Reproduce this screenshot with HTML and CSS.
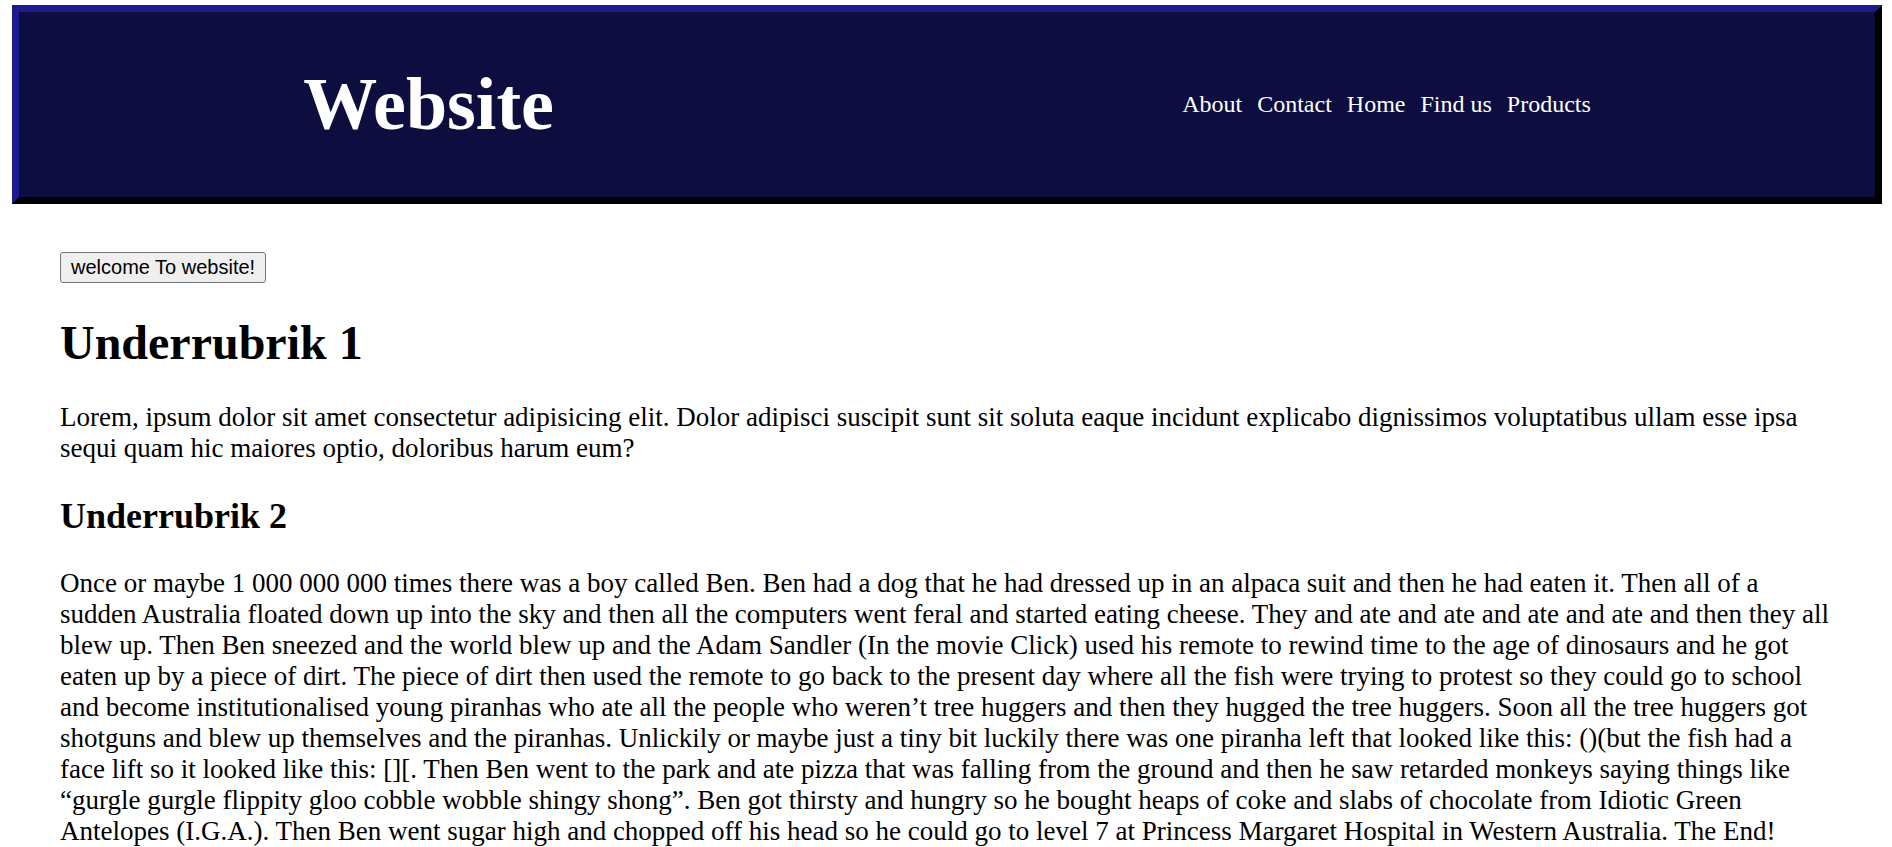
FILE: index.html
```html
<!DOCTYPE html>
<html lang="en">
<head>
<meta charset="utf-8">
<title>Website</title>
<link rel="stylesheet" href="styles.css">
</head>
<body>
<header class="site-header">
  <h1 class="site-title">Website</h1>
  <ul class="site-nav">
    <li><a href="#">About</a></li>
    <li><a href="#">Contact</a></li>
    <li><a href="#">Home</a></li>
    <li><a href="#">Find us</a></li>
    <li><a href="#">Products</a></li>
  </ul>
</header>
<main class="content">
  <button class="welcome-btn" type="button">welcome To website!</button>
  <h1 class="heading-1">Underrubrik 1</h1>
  <p class="text">Lorem, ipsum dolor sit amet consectetur adipisicing elit. Dolor adipisci suscipit sunt sit soluta eaque incidunt explicabo dignissimos voluptatibus ullam esse ipsa sequi quam hic maiores optio, doloribus harum eum?</p>
  <h2 class="heading-2">Underrubrik 2</h2>
  <p class="text">Once or maybe 1 000 000 000 times there was a boy called Ben. Ben had a dog that he had dressed up in an alpaca suit and then he had eaten it. Then all of a sudden Australia floated down up into the sky and then all the computers went feral and started eating cheese. They and ate and ate and ate and ate and then they all blew up. Then Ben sneezed and the world blew up and the Adam Sandler (In the movie Click) used his remote to rewind time to the age of dinosaurs and he got eaten up by a piece of dirt. The piece of dirt then used the remote to go back to the present day where all the fish were trying to protest so they could go to school and become institutionalised young piranhas who ate all the people who weren’t tree huggers and then they hugged the tree huggers. Soon all the tree huggers got shotguns and blew up themselves and the piranhas. Unlickily or maybe just a tiny bit luckily there was one piranha left that looked like this: ()(but the fish had a face lift so it looked like this: [][. Then Ben went to the park and ate pizza that was falling from the ground and then he saw retarded monkeys saying things like “gurgle gurgle flippity gloo cobble wobble shingy shong”. Ben got thirsty and hungry so he bought heaps of coke and slabs of chocolate from Idiotic Green Antelopes (I.G.A.). Then Ben went sugar high and chopped off his head so he could go to level 7 at Princess Margaret Hospital in Western Australia. The End!</p>
</main>
</body>
</html>
```

FILE: styles.css
```css
html, body {
  margin: 0;
  padding: 0;
  background: #ffffff;
}

body {
  font-family: "Liberation Serif", "Times New Roman", serif;
  font-size: 24px;
  color: #000000;
}

.site-header {
  margin: 5px 10px 0 12px;
  height: 185px;
  background: #0d0d40;
  border-style: solid;
  border-width: 7px;
  border-color: #1c1c8e #000000 #000000 #1c1c8e;
  display: flex;
  justify-content: space-around;
  align-items: center;
}

.site-title {
  margin: 0;
  font-size: 74px;
  font-weight: bold;
  color: #ffffff;
}

.site-nav {
  list-style: none;
  margin: 0;
  padding: 0 0 0 60px;
  display: flex;
  gap: 15px;
}

.site-nav a {
  color: #ffffff;
  text-decoration: none;
  font-size: 24px;
}

.content {
  padding: 48px 60px 0 60px;
}

.welcome-btn {
  display: block;
  height: 31px;
  padding: 0 10px;
  font-family: "Liberation Sans", Arial, sans-serif;
  font-size: 20px;
  color: #000000;
  background: #efefef;
  border: 1px solid #767676;
  border-radius: 3px;
}

.heading-1 {
  font-size: 48px;
  font-weight: bold;
  margin: 32px 0;
}

.heading-2 {
  font-size: 36px;
  font-weight: bold;
  margin: 31px 0;
}

.text {
  font-size: 27px;
  margin: 27px 0;
}
```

▶ [Stated goal] Leave every image out, and retype the material exactly.

▶ [Written answer]
Reproduce this screenshot with HTML and CSS.
FILE: index.html
```html
<!DOCTYPE html>
<html lang="en">
<head>
<meta charset="utf-8">
<title>Website</title>
<link rel="stylesheet" href="styles.css">
</head>
<body>
<header class="site-header">
  <h1 class="site-title">Website</h1>
  <ul class="site-nav">
    <li><a href="#">About</a></li>
    <li><a href="#">Contact</a></li>
    <li><a href="#">Home</a></li>
    <li><a href="#">Find us</a></li>
    <li><a href="#">Products</a></li>
  </ul>
</header>
<main class="content">
  <button class="welcome-btn" type="button">welcome To website!</button>
  <h1 class="heading-1">Underrubrik 1</h1>
  <p class="text">Lorem, ipsum dolor sit amet consectetur adipisicing elit. Dolor adipisci suscipit sunt sit soluta eaque incidunt explicabo dignissimos voluptatibus ullam esse ipsa sequi quam hic maiores optio, doloribus harum eum?</p>
  <h2 class="heading-2">Underrubrik 2</h2>
  <p class="text">Once or maybe 1 000 000 000 times there was a boy called Ben. Ben had a dog that he had dressed up in an alpaca suit and then he had eaten it. Then all of a sudden Australia floated down up into the sky and then all the computers went feral and started eating cheese. They and ate and ate and ate and ate and then they all blew up. Then Ben sneezed and the world blew up and the Adam Sandler (In the movie Click) used his remote to rewind time to the age of dinosaurs and he got eaten up by a piece of dirt. The piece of dirt then used the remote to go back to the present day where all the fish were trying to protest so they could go to school and become institutionalised young piranhas who ate all the people who weren’t tree huggers and then they hugged the tree huggers. Soon all the tree huggers got shotguns and blew up themselves and the piranhas. Unlickily or maybe just a tiny bit luckily there was one piranha left that looked like this: ()(but the fish had a face lift so it looked like this: [][. Then Ben went to the park and ate pizza that was falling from the ground and then he saw retarded monkeys saying things like “gurgle gurgle flippity gloo cobble wobble shingy shong”. Ben got thirsty and hungry so he bought heaps of coke and slabs of chocolate from Idiotic Green Antelopes (I.G.A.). Then Ben went sugar high and chopped off his head so he could go to level 7 at Princess Margaret Hospital in Western Australia. The End!</p>
</main>
</body>
</html>
```

FILE: styles.css
```css
html, body {
  margin: 0;
  padding: 0;
  background: #ffffff;
}

body {
  font-family: "Liberation Serif", "Times New Roman", serif;
  font-size: 24px;
  color: #000000;
}

.site-header {
  margin: 5px 10px 0 12px;
  height: 185px;
  background: #0d0d40;
  border-style: solid;
  border-width: 7px;
  border-color: #1c1c8e #000000 #000000 #1c1c8e;
  display: flex;
  justify-content: space-around;
  align-items: center;
}

.site-title {
  margin: 0;
  font-size: 74px;
  font-weight: bold;
  color: #ffffff;
}

.site-nav {
  list-style: none;
  margin: 0;
  padding: 0 0 0 60px;
  display: flex;
  gap: 15px;
}

.site-nav a {
  color: #ffffff;
  text-decoration: none;
  font-size: 24px;
}

.content {
  padding: 48px 60px 0 60px;
}

.welcome-btn {
  display: block;
  height: 31px;
  padding: 0 10px;
  font-family: "Liberation Sans", Arial, sans-serif;
  font-size: 20px;
  color: #000000;
  background: #efefef;
  border: 1px solid #767676;
  border-radius: 3px;
}

.heading-1 {
  font-size: 48px;
  font-weight: bold;
  margin: 32px 0;
}

.heading-2 {
  font-size: 36px;
  font-weight: bold;
  margin: 31px 0;
}

.text {
  font-size: 27px;
  margin: 27px 0;
}
```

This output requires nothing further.